Proprio mentre la riforma costituzionale tagliava l’ultima tappa del suo percorso al Senato, mancandole ora solo un altro scontato sì della Camera per imboccare poi la strada del referendum cosiddetto confermativo, nel salotto televisivo di Lilli Gruber, a La 7, la vice segretaria del Pd e presidente della regione Friuli-Venezia Giulia, Debora Serracchiani, renziana più o meno di ferro, diceva con serafica certezza che dopo il voto di Montecitorio ce ne sarebbe stato un altro ancora a Palazzo Madama.
Serracchiani, stanca forse per i viaggi cui la costringono le sue doppie funzioni istituzionali e politiche, in Italia e anche all’estero, di recente in Iran con tanto di testa velata, si era persa il conto del lungo percorso parlamentare della riforma. Un errore, diciamo così, di cronaca, essendosi la vice segretaria e governatrice limitata a parlare dell’attualità, e risparmiato il rischio di compiere anche errori di storia con argomenti e fatti più datati.
Sconcertante quanto l’errore della Serracchiani, che pure sembra, anche per una certa affinità con il nome che porta, una graziosa secchiona, è stato il silenzio degli altri frequentatori del salotto tv, compresa la solitamente attenta e interventista conduttrice. Un silenzio forse di cortesia, diciamo così, per risparmiare all’ospite, con una puntualizzazione, l’inconveniente di far notare ciò che poteva essere sfuggito a qualche telespettatore distratto o sprovveduto. Indifferente, avrebbe detto Antonio Gramsci, che odiava letteralmente questa categoria di persone, tanto da dedicarvi interventi largamente citati ancora oggi. Uno dei quali è stato appena adottato come slogan per la sua corsa elettorale al Campidoglio da Alfio Marchini, per quanto non più elettore, se mai lo è stato, o simpatizzante della cultura e della militanza comunista del nonno, del padre, delle zie e quant’altro, derivate proprio dai testi di Gramsci.
L’errore di…. cronaca della Serracchiani fa in qualche modo il paio – per avere un’idea dello spessore informativo e persino tecnico di alcune protagoniste del cosiddetto dibattito politico, per non dire di più – con l’accostamento fatto di recente dalla giovane ministra della riforme e dei rapporti con il Parlamento, Maria Elena Boschi, e dalla meno giovane presidente della Commissione Affari Costituzionali del Senato, l’ex magistrata Anna Finocchiaro, fra il nuovo Senato non più elettivo ma designato dai Consigli Regionali e il primo Senato della Repubblica, secondo loro nominato nel 1948 dal capo dello Stato.

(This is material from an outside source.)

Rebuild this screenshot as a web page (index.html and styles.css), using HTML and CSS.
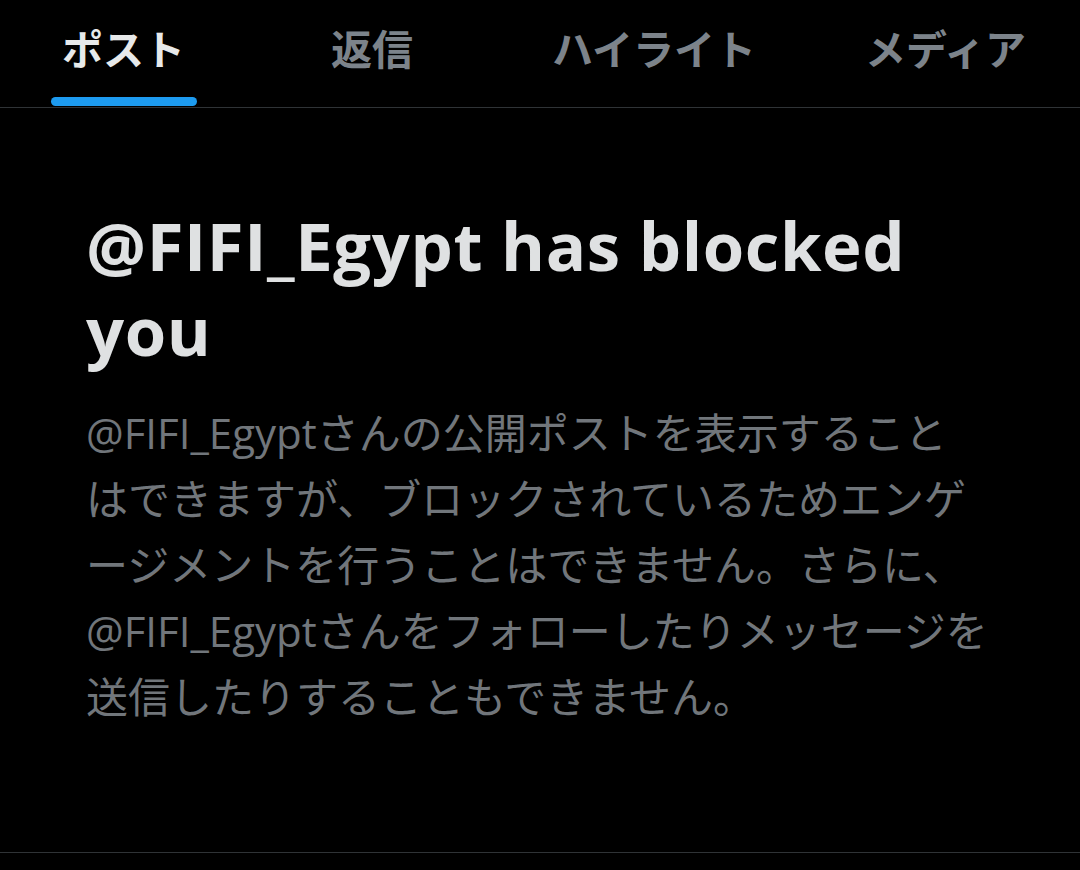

Che invece ne aveva nominato una tantum, per una disposizione transitoria della Costituzione, poco più di cento per recuperare illustri ex presidenti di assemblee legislative e perseguitati dal fascismo, in aggiunta ai quasi 250 regolarmente eletti dal popolo con il sistema proporzionale.
Mi chiedo se non sia il caso di chiedere ai politici, ma anche ai giornalisti che ne raccolgono dichiarazioni, ansie, proclami e quant’altro, una maggiore cura nell’uso dei loro attrezzi. Di studiare un po’ di più le materie e le cose di cui si occupano. E di non diventare attentissimi solo quando a un allenatore di calcio capita di sentirsi dare o di dare del “frocio” ad un collega in una baruffa, o baruffetta, di stadio. Scrivendone come dell’attentato di Sarajevo, o della tempesta di turno nei cosiddetti mercati finanziari, dove le grida di “frocio” in effetti possono sprecarsi fra chi perde i suoi risparmi e i referenti in banca.